The development of the chemical dry etching technologies is reviewed historically in this literature. The downflow chemical dry etching technology using CF4/O2 is now available to fabricate LSI and power devices. The chemical dry etching technology using XeF2 without plasma is widely used in the field of micro electro-mechanical system (MEMS) fabrication process. The N2 downflow plasma and NF3 flow system is considered to be a new damage less process after the poly-Si gate etching, to remove ion damaged layer of 10 nm. The chemical dry etching using ClF3 gas is considered as a candidate to reduce reflectance of solar cell devices. Thus, the chemical dry etching technologies are selectively used according to adaptable application area.
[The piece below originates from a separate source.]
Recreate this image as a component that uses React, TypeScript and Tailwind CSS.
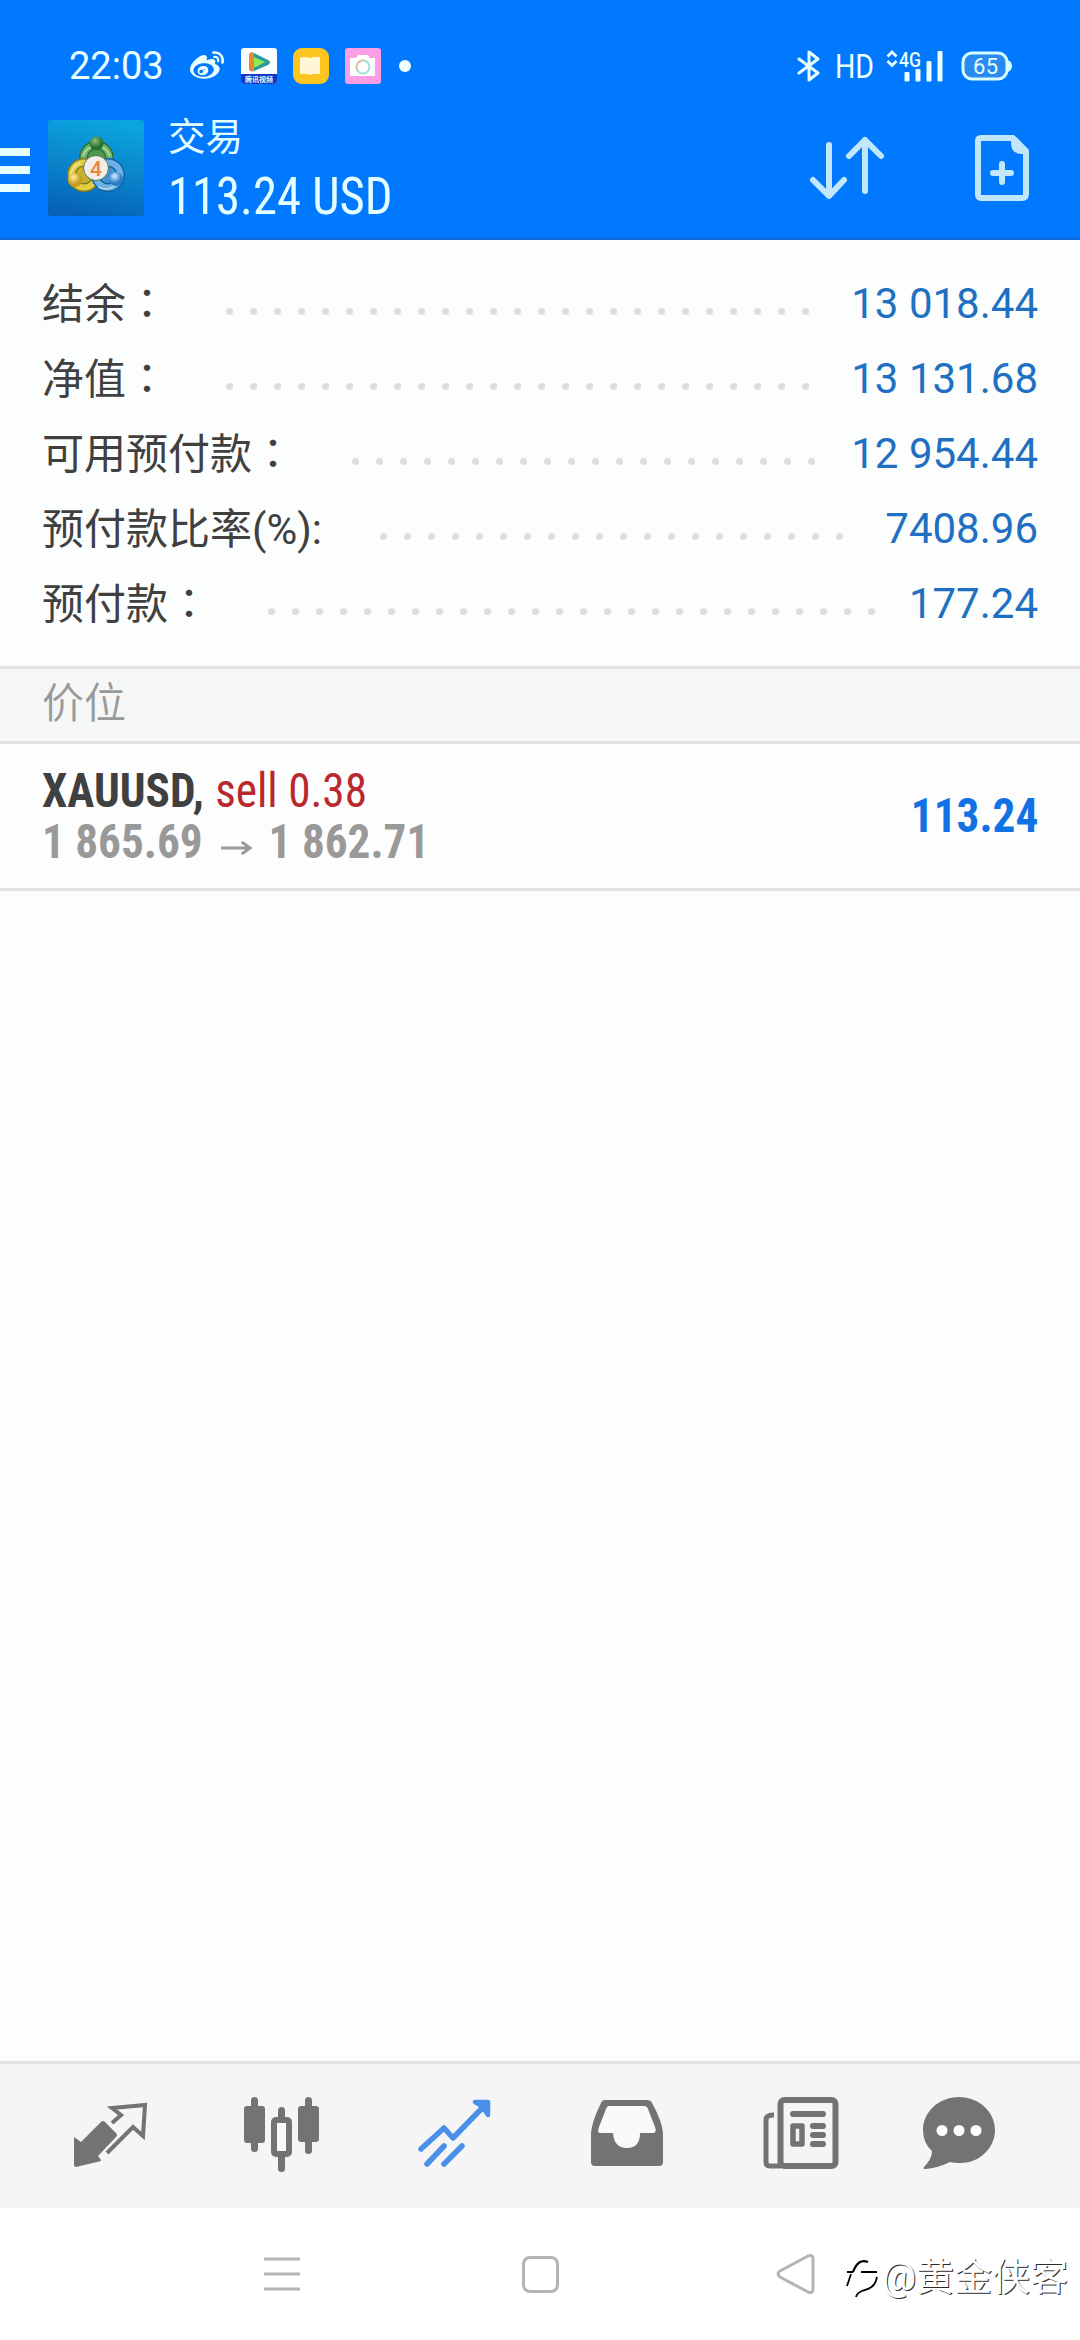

The chemical dry etching technology in F2+NO gas mixture is considered as a most promising candidate to be applicable to a wide variety of devices, because of its low initial and running costs and the changeable surface morphology depending on the substrate temperature. The sacrificial layer removal for MEMS devices and the surface texturing for solar cell devices can be carried out at room temperature with the rate of several 1000 nm/min. The damaged layer removal after wafer thinning by the chemical-mechanical polishing (CMP) method for 3 dimensional devices is also capable and anticipated as the most promising technology. This process can be carried out using the ramp technology of the substrate temperature; high rate etching is used in the initial stage and low rate etching with smooth surface is used in the final stage.